Langgam-langgam urban: tuts papan ketik, orkestra klakson mobil, denting elevator, detak detik-detik jam dinding, melodi subtil yang menggema di lounge jelang tengah malam... Siapa sangka semuanya datang dari tabuh-tabuhan barungan Gamelan Salukat, kelompok gamelan asal Bali besutan Dewa Alit, salah satu seniman penampil dalam Salihara International Performing-Arts Festival (SIPFest) 2024.
Gamelan Salukat membawakan pertunjukan karawitan bertajuk Chasing the Phantom. Gelaran di Jakarta ini menjadi debut perdana dimainkannya set barungan kreasi Dewa Alit di luar Pulau Bali. Seluruh alat musik dikriya sendiri dan disetel khusus untuk memainkan titi nada kontemporer, melintasi limitasi laras pentatonik tradisional. "Ini sistemnya berbeda, tidak sama dengan gamelan Bali... Berbeda cara pandang," jelas Dewa Alit kepada DEWI.
Hasilnya adalah langgam posmodern yang rancak, melampaui lantunan tradisi.
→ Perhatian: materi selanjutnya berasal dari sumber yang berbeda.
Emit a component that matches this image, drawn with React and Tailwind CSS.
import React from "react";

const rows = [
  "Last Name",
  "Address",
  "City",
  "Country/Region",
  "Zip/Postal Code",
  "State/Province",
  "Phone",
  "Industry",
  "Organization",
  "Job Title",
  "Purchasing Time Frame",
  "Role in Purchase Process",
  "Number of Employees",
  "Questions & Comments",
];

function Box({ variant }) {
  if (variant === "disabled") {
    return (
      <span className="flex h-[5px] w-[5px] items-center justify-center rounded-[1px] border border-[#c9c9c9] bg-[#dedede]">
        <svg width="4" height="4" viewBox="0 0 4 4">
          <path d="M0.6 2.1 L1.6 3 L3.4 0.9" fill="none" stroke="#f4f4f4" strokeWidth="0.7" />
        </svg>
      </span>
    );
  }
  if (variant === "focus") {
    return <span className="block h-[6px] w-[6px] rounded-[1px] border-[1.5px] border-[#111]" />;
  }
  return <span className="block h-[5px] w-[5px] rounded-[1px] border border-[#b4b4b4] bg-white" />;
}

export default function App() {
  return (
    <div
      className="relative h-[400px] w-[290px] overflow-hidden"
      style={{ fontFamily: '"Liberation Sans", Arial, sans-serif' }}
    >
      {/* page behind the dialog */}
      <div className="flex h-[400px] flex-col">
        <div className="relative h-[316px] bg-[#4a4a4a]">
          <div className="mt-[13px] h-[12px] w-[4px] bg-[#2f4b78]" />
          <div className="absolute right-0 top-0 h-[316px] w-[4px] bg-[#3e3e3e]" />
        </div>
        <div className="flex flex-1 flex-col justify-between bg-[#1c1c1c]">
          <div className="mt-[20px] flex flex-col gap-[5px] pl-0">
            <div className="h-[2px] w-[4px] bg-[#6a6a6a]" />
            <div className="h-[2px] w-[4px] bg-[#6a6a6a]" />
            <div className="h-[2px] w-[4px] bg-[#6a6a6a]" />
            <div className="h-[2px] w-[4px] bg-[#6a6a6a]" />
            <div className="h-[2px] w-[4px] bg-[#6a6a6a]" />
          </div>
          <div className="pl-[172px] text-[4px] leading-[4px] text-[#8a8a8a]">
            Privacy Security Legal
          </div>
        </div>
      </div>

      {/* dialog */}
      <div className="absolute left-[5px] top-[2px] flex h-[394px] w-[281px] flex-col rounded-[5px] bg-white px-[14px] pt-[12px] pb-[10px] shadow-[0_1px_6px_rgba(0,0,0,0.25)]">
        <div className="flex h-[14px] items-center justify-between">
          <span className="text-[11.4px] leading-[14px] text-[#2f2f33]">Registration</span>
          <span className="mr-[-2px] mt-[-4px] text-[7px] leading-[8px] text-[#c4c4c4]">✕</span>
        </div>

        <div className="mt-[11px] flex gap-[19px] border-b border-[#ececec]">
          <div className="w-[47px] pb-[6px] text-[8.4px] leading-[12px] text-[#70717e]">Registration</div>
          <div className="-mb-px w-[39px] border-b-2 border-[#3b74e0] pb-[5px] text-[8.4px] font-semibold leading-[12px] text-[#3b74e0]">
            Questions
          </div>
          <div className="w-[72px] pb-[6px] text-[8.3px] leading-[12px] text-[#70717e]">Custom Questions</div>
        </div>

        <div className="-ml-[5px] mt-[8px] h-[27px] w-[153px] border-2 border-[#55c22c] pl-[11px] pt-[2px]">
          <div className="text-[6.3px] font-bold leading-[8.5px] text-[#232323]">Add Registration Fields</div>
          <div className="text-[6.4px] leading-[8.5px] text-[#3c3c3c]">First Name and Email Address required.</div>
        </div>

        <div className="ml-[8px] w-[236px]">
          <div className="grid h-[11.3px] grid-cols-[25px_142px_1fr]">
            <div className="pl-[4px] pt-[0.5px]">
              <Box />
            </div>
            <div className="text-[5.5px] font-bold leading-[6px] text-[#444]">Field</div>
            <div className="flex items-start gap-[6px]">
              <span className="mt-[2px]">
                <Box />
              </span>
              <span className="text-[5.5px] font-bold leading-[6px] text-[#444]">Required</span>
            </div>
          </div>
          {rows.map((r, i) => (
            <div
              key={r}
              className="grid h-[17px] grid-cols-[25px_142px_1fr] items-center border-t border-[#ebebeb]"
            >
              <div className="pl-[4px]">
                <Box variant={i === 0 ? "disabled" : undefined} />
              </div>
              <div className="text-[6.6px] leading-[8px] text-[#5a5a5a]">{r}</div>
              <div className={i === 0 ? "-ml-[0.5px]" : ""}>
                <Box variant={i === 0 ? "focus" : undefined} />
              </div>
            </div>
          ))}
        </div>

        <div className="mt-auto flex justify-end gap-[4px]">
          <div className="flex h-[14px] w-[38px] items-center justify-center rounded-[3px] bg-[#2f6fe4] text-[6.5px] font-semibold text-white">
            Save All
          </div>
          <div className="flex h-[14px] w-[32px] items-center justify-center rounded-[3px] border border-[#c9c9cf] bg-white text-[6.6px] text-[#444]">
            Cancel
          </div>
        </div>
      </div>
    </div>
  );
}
Tiga repertoar gubahan Dewa Alit mengadu permainan wilah dan pencon dalam sebuah asimetri tala yang rancak. Tempo molah-malih dalam kresendo dan dekresendo yang tidak dinyana-nyana, pun beralih dengan halusnya. Komposisi Gamelan Salukat memang cenderung kompleks, dengan irama musik yang berubah-ubah dalam waktu singkat dan ritme yang tidak biasa.
Tembang pertama berjudul Ngejuk Memedi membuka penampilan dengan apiknya, memperkenalkan eksplorasi laras Gamelan Salukat dalam unsur-unsur baru ekspresi musik. Tembang kedua, Likad, menyitir istilah Bali yang merujuk kepada situasi mencemaskan. Dengung-dengung sumbang bertalu, seakan memberikan nada bagi keresahan masa pandemi. Repertoar ditutup dengan Siklus, menyempurnakan alun-alunan yang berdendang.
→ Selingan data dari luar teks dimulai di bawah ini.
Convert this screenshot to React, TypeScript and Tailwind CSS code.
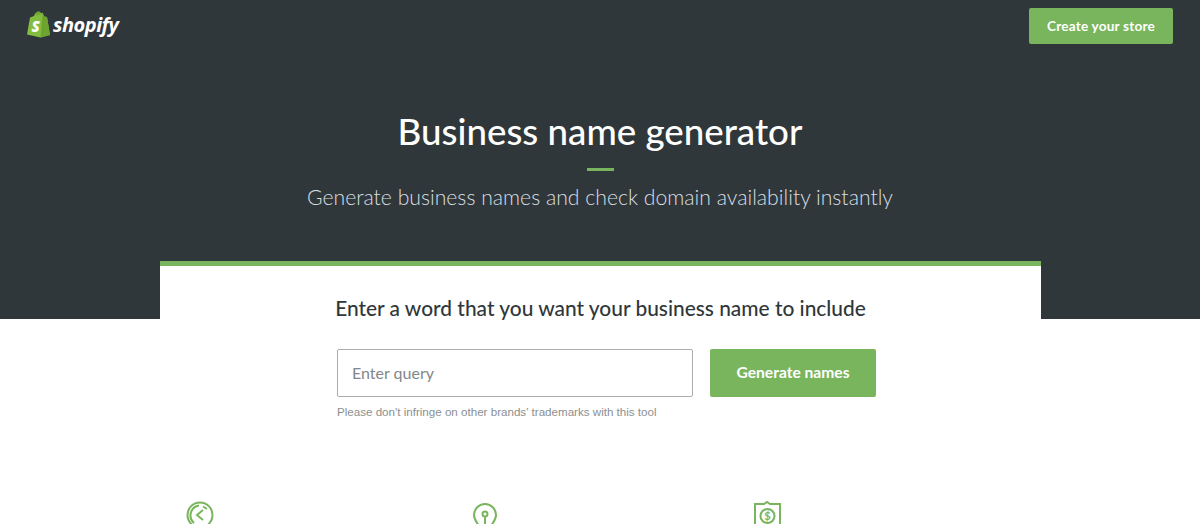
export default function App() {
  return (
    <div className="h-[524px] overflow-hidden bg-white font-['Lato',sans-serif]">
      <section className="h-[319px] bg-[#30373b]">
        <header className="flex items-start justify-between pl-[26px] pr-[27px] pt-[8px]">
          <div className="flex items-center gap-[2px] pt-[3px]">
            <svg width="25" height="27" viewBox="0 0 25 27" aria-hidden="true">
              <path d="M1 23.5 4 6.5 8 5C9 2 10.5.5 12.5.5c1.2 0 2 .7 2.600 1.700l1.600-.4L18 5.500 21 6l3 18-9.500 2.500z" fill="#83bd3f" />
              <path d="M16.700 1.800 18 5.500 21 6l3 18-9.500 2.500z" fill="#6ea32f" />
              <path d="M8 5c1-2.500 2.500-3.600 4-3.500M11 4.500c.6-1.800 1.400-2.800 2.500-2.800M14 3.700c0-.7-.2-1.300-.5-1.800" stroke="#5d8a27" strokeWidth="0.9" fill="none" />
              <text x="5.500" y="20.500" fontSize="15" fontWeight="800" fill="#fff" fontFamily="'Open Sans',sans-serif" fontStyle="italic">S</text>
            </svg>
            <span className="text-[20px] leading-[27px] font-bold italic tracking-[-0.5px] text-white font-['Open_Sans',sans-serif]">shopify</span>
          </div>
          <button className="h-[36px] w-[144px] rounded-[2px] bg-[#79b55d] text-[13.600px] font-bold tracking-[0.2px] text-white">Create your store</button>
        </header>
        <h1 className="mt-[60px] text-center text-[36.700px] leading-[54px] font-medium text-white">Business name generator</h1>
        <div className="mx-auto mt-[10px] h-[3px] w-[27px] bg-[#79b55d]" />
        <p className="mt-[11px] text-center text-[21.200px] leading-[30px] font-light text-[#d8dfe3]">Generate business names and check domain availability instantly</p>
      </section>
      <main className="ml-[160px] -mt-[58px] h-[263px] w-[881px] border-t-[5px] border-[#79b55d] bg-white">
        <h2 className="mt-[27px] text-center text-[20.900px] leading-[30px] font-medium text-[#30373b]">Enter a word that you want your business name to include</h2>
        <div className="mt-[26px] ml-[177px] flex items-start gap-[17px]">
          <div className="flex h-[48px] w-[356px] items-center rounded-[2px] border border-[#a9adb0] px-[14px] text-[16px] text-[#81878b]">Enter query</div>
          <button className="h-[48px] w-[166px] rounded-[2px] bg-[#79b55d] text-[15.600px] font-bold text-white">Generate names</button>
        </div>
        <p className="mt-[7px] ml-[177px] font-['Liberation_Sans',sans-serif] text-[11.600px] leading-[16px] text-[#8b8f92]">Please don't infringe on other brands' trademarks with this tool</p>
        <div className="mt-[80px] flex">
          <svg className="ml-[26px]" width="30" height="30" viewBox="0 0 30 30" fill="none" stroke="#79b55d" strokeWidth="2" aria-hidden="true">
            <circle cx="14" cy="15" r="12.500" />
            <path d="M8 23A10 10 0 0 1 13 5.500" />
            <path d="M17 6.500 21 9M17 10l-6 5 6 5" />
          </svg>
          <svg className="ml-[254px]" width="30" height="30" viewBox="0 0 30 30" fill="none" stroke="#79b55d" strokeWidth="2" aria-hidden="true">
            <path d="M9 27c0-3-5-6-5-12A11 11 0 0 1 26 15c0 6-5 9-5 12" />
            <circle cx="15" cy="14" r="2.500" />
            <path d="M15 17v12" />
          </svg>
          <svg className="ml-[253px]" width="30" height="30" viewBox="0 0 30 30" fill="none" stroke="#79b55d" strokeWidth="2" aria-hidden="true">
            <path d="M2 30V4h9l3-2 3 2h10v26" />
            <circle cx="14.500" cy="16" r="7" />
            <text x="14.500" y="20" fontSize="11" textAnchor="middle" stroke="none" fill="#79b55d" fontWeight="700">$</text>
          </svg>
        </div>
      </main>
    </div>
  );
}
Pun, Chasing the Phantom menghadirkan lebih daripada sekadar musik. Set barungan ditata apik di atas panggung, dengan set wilah di satu sisi dan set pencon di seberangnya; ditengahi oleh kendang ganda, ceng-ceng tunggal, dan instalasi gong-gong besar. Ketika dimainkan, seluruh penabuh nampak seakan menari dengan gesit genggam dan jemari.
Dewa Alit turut berkreasi dengan cara memainkan alat. Pemade dan kantilan diketuk dengan gagang pemukul alih-alih palunya, sementara gong dikerik dengan seret-seretan pemukul. Satu momen yang mencengangkan adalah ketika pemain kemudian mengeluarkan ikat-ikatan surai seperti senar rebab dan menggesekkannya ke bilah-bilah wilah. Dengung syahdu laiknya biola dan cello menggema ke seantero ruangan dalam melodi yang khidmat. Pun, pertaruhan Dewa Alit terbayar tuntas, ketika seantero ruang pertunjukan Teater Salihara menggemuruh dengan standing ovation tak sudah-sudah.
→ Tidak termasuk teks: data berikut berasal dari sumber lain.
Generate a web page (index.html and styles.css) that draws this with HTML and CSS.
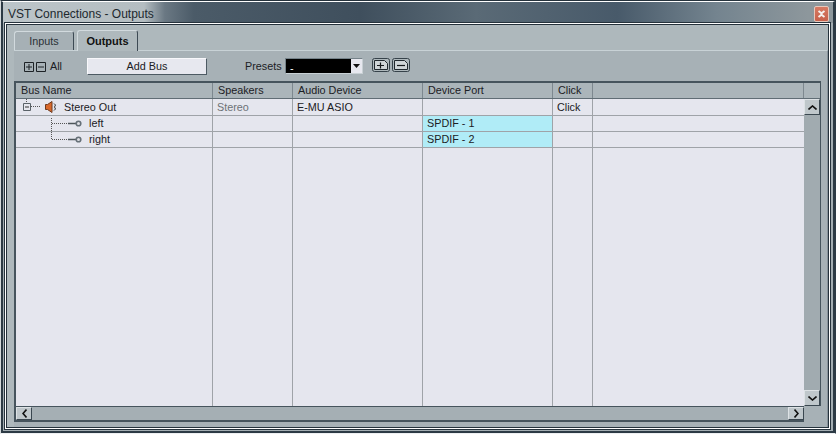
FILE: index.html
```html
<!DOCTYPE html>
<html lang="en">
<head>
<meta charset="utf-8">
<title>VST Connections - Outputs</title>
<link rel="stylesheet" href="styles.css">
</head>
<body>
<div class="window">
  <div class="shell">
    <header class="titlebar">
      <span class="title">VST Connections - Outputs</span>
      <button class="close" type="button"><svg width="9" height="8" viewBox="0 0 9 8"><path d="M1.500 1L4.500 3.200 7.500 1M1.500 7L4.500 4.800 7.500 7M4.500 3v2" fill="none" stroke="#f6f1ee" stroke-width="2"/></svg></button>
    </header>
    <div class="panel">
      <nav class="tabs">
        <div class="tab">Inputs</div>
        <div class="tab active">Outputs</div>
      </nav>
      <div class="tabbody">
        <div class="toolbar">
          <div class="allgroup">
            <svg class="box" width="10" height="10" viewBox="0 0 10 10"><path d="M.5.5h9v9h-9zM2 5h6M5 2v6" fill="none" stroke="#1d2226"/></svg>
            <svg class="box" width="10" height="10" viewBox="0 0 10 10"><path d="M.5.5h9v9h-9zM2 5h6" fill="none" stroke="#1d2226"/></svg>
            <span class="all">All</span>
          </div>
          <button class="addbus" type="button">Add Bus</button>
          <span class="presets">Presets</span>
          <div class="combo"><span class="comboval">-</span><span class="comboarrow"><svg width="7" height="4" viewBox="0 0 7 4"><path d="M0 0h7L3.500 4z" fill="#111"/></svg></span></div>
          <button class="mini first" type="button"><svg width="18" height="14" viewBox="0 0 18 14"><rect x=".5" y=".5" width="17" height="13" rx="2" fill="#aeb8bc" stroke="#36424a"/><path d="M2.500 2.500h10l3 3v6h-13z" fill="#cfd5d8" stroke="#20282e"/><path d="M5 7.500h7M8.500 4.500v6" fill="none" stroke="#15191c" stroke-width="1.200"/></svg></button>
          <button class="mini" type="button"><svg width="18" height="14" viewBox="0 0 18 14"><rect x=".5" y=".5" width="17" height="13" rx="2" fill="#aeb8bc" stroke="#36424a"/><path d="M2.500 2.500h10l3 3v6h-13z" fill="#cfd5d8" stroke="#20282e"/><path d="M5 7.500h8" fill="none" stroke="#15191c" stroke-width="1.200"/></svg></button>
        </div>
        <div class="table">
          <div class="grid">
            <div class="row head">
              <div class="cell c1">Bus Name</div><div class="cell c2">Speakers</div><div class="cell c3">Audio Device</div><div class="cell c4">Device Port</div><div class="cell c5">Click</div><div class="cell c6"></div><div class="cell c7"></div>
            </div>
            <div class="body">
              <div class="rows">
                <div class="columns">
                  <div class="col c1"></div><div class="col c2"></div><div class="col c3"></div><div class="col c4"></div><div class="col c5"></div>
                </div>
                <div class="row parent">
                  <div class="cell c1 tree">
                    <svg class="treeicon" width="48" height="16" viewBox="0 0 48 16"><path d="M10.500 0v4" stroke="#555" stroke-dasharray="1 1" fill="none"/><path d="M7.500 4.500h7v7h-7z" fill="#e6e7ee" stroke="#5a6268"/><path d="M9 8h4" stroke="#333"/><path d="M15 7.500h9" stroke="#555" stroke-dasharray="1 1" fill="none"/><path d="M29.500 5.500h2L36 2.500v11l-4.500-3h-2z" fill="#d9682a" stroke="#6e3a1e"/><path d="M38 4.500l1.500 1.500-1 2 1 2-1.500 1.500" stroke="#333" fill="none"/></svg>
                    <span>Stereo Out</span>
                  </div>
                  <div class="cell c2 dim">Stereo</div><div class="cell c3">E-MU ASIO</div><div class="cell c4"></div><div class="cell c5">Click</div><div class="cell c6"></div>
                </div>
                <div class="row">
                  <div class="cell c1 tree">
                    <svg class="treeicon" width="66" height="16" viewBox="0 0 66 16"><path d="M35.500 2v14M36 7.500h16" stroke="#555" stroke-dasharray="1 1" fill="none"/><path d="M52 7.500h8" stroke="#4d555a" stroke-width="1.500"/><circle cx="62.500" cy="7.500" r="2.300" fill="#dfe0e6" stroke="#667078" stroke-width="1.600"/></svg>
                    <span class="leaf">left</span>
                  </div>
                  <div class="cell c2"></div><div class="cell c3"></div><div class="cell c4 port">SPDIF - 1</div><div class="cell c5"></div><div class="cell c6"></div>
                </div>
                <div class="row">
                  <div class="cell c1 tree">
                    <svg class="treeicon" width="66" height="16" viewBox="0 0 66 16"><path d="M35.500 0v7.500M36 7.500h16" stroke="#555" stroke-dasharray="1 1" fill="none"/><path d="M52 7.500h8" stroke="#4d555a" stroke-width="1.500"/><circle cx="62.500" cy="7.500" r="2.300" fill="#dfe0e6" stroke="#667078" stroke-width="1.600"/></svg>
                    <span class="leaf">right</span>
                  </div>
                  <div class="cell c2"></div><div class="cell c3"></div><div class="cell c4 port">SPDIF - 2</div><div class="cell c5"></div><div class="cell c6"></div>
                </div>
              </div>
              <div class="vscroll">
                <div class="sbtn"><svg width="9" height="5" viewBox="0 0 9 5"><path d="M.5 4.500L4.500 1l4 3.500" fill="none" stroke="#111" stroke-width="1.600"/></svg></div>
                <div class="strack"></div>
                <div class="sbtn"><svg width="9" height="5" viewBox="0 0 9 5"><path d="M.5.500L4.500 4l4-3.500" fill="none" stroke="#111" stroke-width="1.600"/></svg></div>
              </div>
            </div>
          </div>
          <div class="hscroll">
            <div class="sbtn"><svg width="5" height="9" viewBox="0 0 5 9"><path d="M4.500.5L1 4.500l3.500 4" fill="none" stroke="#111" stroke-width="1.600"/></svg></div>
            <div class="strack"></div>
            <div class="sbtn"><svg width="5" height="9" viewBox="0 0 5 9"><path d="M.5.5L4 4.500l-3.500 4" fill="none" stroke="#111" stroke-width="1.600"/></svg></div>
          </div>
        </div>
      </div>
    </div>
  </div>
</div>
</body>
</html>
```
FILE: styles.css
```css
* { box-sizing: border-box; }
html, body { margin: 0; padding: 0; }
body { width: 836px; height: 434px; overflow: hidden; font: 10.800px/16px "Liberation Sans", Arial, sans-serif; color: #1b2024; }
.window {
  width: 836px; height: 434px; display: flex;
  border-style: solid; border-width: 1px;
  border-color: #26333d #2c3a45 #eef0f2 #d5dadc;
}
.shell {
  flex: 1; min-width: 0; display: flex; flex-direction: column;
  background: #a3adb2;
  border-style: solid; border-width: 1px 2px 2px;
  border-color: #fff #2c3a45 #2c3a45;
}
.titlebar {
  height: 21px; flex: none; display: flex; justify-content: space-between; align-items: flex-start;
  padding: 4px 4px 0 5px;
  background: linear-gradient(90deg, #bcc5c9 0, #b4bdc1 17%, #6a7883 19.500%, #4b5b68 23%, #3f4f5d 43%, #5a6a76 57%, #485a6a 74%, #74848f 86%, #8d979c 97%);
}
.title { font-size: 12px; line-height: 17px; color: #20282e; }
.close {
  width: 15px; height: 16px; padding: 0; display: flex; align-items: center; justify-content: center;
  border: 1px solid #e6c8bc; border-radius: 2px;
  background: linear-gradient(#d67a63, #c7604a);
}
.panel {
  flex: 1; min-height: 0; display: flex; flex-direction: column;
  margin: 2px 5px 4px 4px; padding: 5px 0 0 7px;
  background: #aeb8bc;
  box-shadow: 0 0 0 1px #25323c, 0 0 0 2px #fff, 0 0 0 3px #25323c;
}
.tabs { display: flex; align-items: flex-start; height: 20px; flex: none; position: relative; z-index: 1; }
.tab {
  width: 60px; height: 19px; margin-top: 1px; text-align: center; line-height: 18px; color: #2a3036;
  border: 1px solid #d2dade; border-right-color: #3d4a54; border-bottom: 0; border-radius: 3px 3px 0 0;
  background: #a6b0b5;
}
.tab.active {
  width: 61px; height: 21px; margin: 0 0 0 3px; font-size: 11px; font-weight: 700; line-height: 20px; color: #111;
  background: #afb9bd;
}
.tabbody {
  flex: 1; min-height: 0; display: flex; flex-direction: column;
  border-top: 1px solid #c8d2d6; border-right: 1px solid #87929a;
  padding: 0 6px 5px 0;
  background: #a7b1b6;
}
.toolbar { height: 30px; flex: none; display: flex; align-items: flex-start; padding: 7px 0 0 10px; }
.allgroup { display: flex; align-items: flex-start; gap: 2px; width: 63px; }
.box { margin-top: 4px; flex: none; }
.all { margin-left: 2px; }
.addbus {
  width: 120px; height: 17px; padding: 0; font: inherit; color: inherit; line-height: 15px;
  background: #e7e8ef; border: 1px solid; border-color: #f8f8fb #4d5a63 #4d5a63 #f8f8fb;
}
.presets { width: 40px; margin-left: 38px; }
.combo {
  width: 78px; height: 16px; background: #000; color: #fff;
  border: 1px solid #76838a; border-right-color: #c8d0d4; border-bottom-color: #c8d0d4;
  display: flex; justify-content: space-between;
}
.comboval { padding: 2px 0 0 4px; line-height: 14px; }
.comboarrow { width: 11px; background: #e7e8ef; display: flex; align-items: center; justify-content: center; }
.mini {
  width: 18px; height: 14px; padding: 0; margin-left: 2px; border: 0; background: none; display: flex;
}
.mini.first { margin-left: 9px; }
.table {
  flex: 1; min-height: 0; display: flex; flex-direction: column;
  border-top: 2px solid #46545d; border-left: 2px solid #46545d;
}
.grid { flex: 1; min-height: 0; display: flex; flex-direction: column; border-right: 1px solid #46545d; }
.row { display: flex; height: 16px; flex: none; border-bottom: 1px solid #9fa3a8; position: relative; }
.row.parent { height: 17px; }
.row.parent .cell { line-height: 16px; }
.head { background: #abb5ba; border-bottom-color: #606d75; }
.cell { height: 100%; padding-left: 4px; border-right: 1px solid #9fa3a8; white-space: nowrap; flex: none; line-height: 15px; }
.head .cell { padding-left: 5px; border-right-color: #7d888f; }
.c1 { width: 197px; }
.c2 { width: 80px; }
.c3 { width: 130px; }
.c4 { width: 130px; }
.c5 { width: 40px; }
.c6 { width: 211px; }
.rows .c6 { border-right: 0; }
.c7 { width: 16px; }
.head .c7 { border-right: 0; }
.body { flex: 1; min-height: 0; display: flex; }
.rows { flex: 1; min-width: 0; position: relative; background: #e5e6ee; }
.columns { position: absolute; inset: 0; display: flex; }
.col { height: 100%; flex: none; border-right: 1px solid #9fa3a8; }
.tree { padding-left: 0; display: flex; align-items: flex-start; }
.treeicon { flex: none; }
.leaf { margin-left: 7px; }
.dim { color: #6d7276; }
.port { background: #b0ecf7; }
.vscroll { width: 16px; flex: none; display: flex; flex-direction: column; background: #a1abb0; }
.hscroll {
  width: 788px; height: 16px; flex: none; display: flex; background: #a5afb4;
  border-top: 1px solid #46545d; border-bottom: 2px solid #46545d;
}
.strack { flex: 1; }
.sbtn {
  width: 16px; height: 16px; flex: none; display: flex; align-items: center; justify-content: center;
  background: #bfc7cb; border: 1px solid; border-color: #dde2e5 #3a4750 #3a4750 #dde2e5;
}
.hscroll .sbtn { height: 13px; }
```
Gamelan Salukat besutan Dewa Alit hanyalah satu dari banyak seniman pertunjukan lain yang tampil di Salihara International Performing-Arts (SIPFest) 2024. Dengan tajuk "Orde Seni Baru," SIPFest 2024 menghadirkan kelompok-kelompok seniman penampil dari seluruh dunia untuk menghadirkan pendekatan alternatif terhadap disiplin seni yang dimainkan. Sejumlah nama yang telah dan akan tampil antara lain adalah Lucy Guerin, CCOTBBAT, Chong Kee Yong & Ensemble Studio C, Jason Mountario & Trio, Numen Company, Jecko Siompo, Megatruh Banyu Mili, Annastasya Verina, dan Teater Koma.
SIPFest masih digelar hingga 31 Agustus 2024 di Komunitas Salihara Arts Center, Jl. Salihara 16, Pasar Minggu, Jakarta Selatan.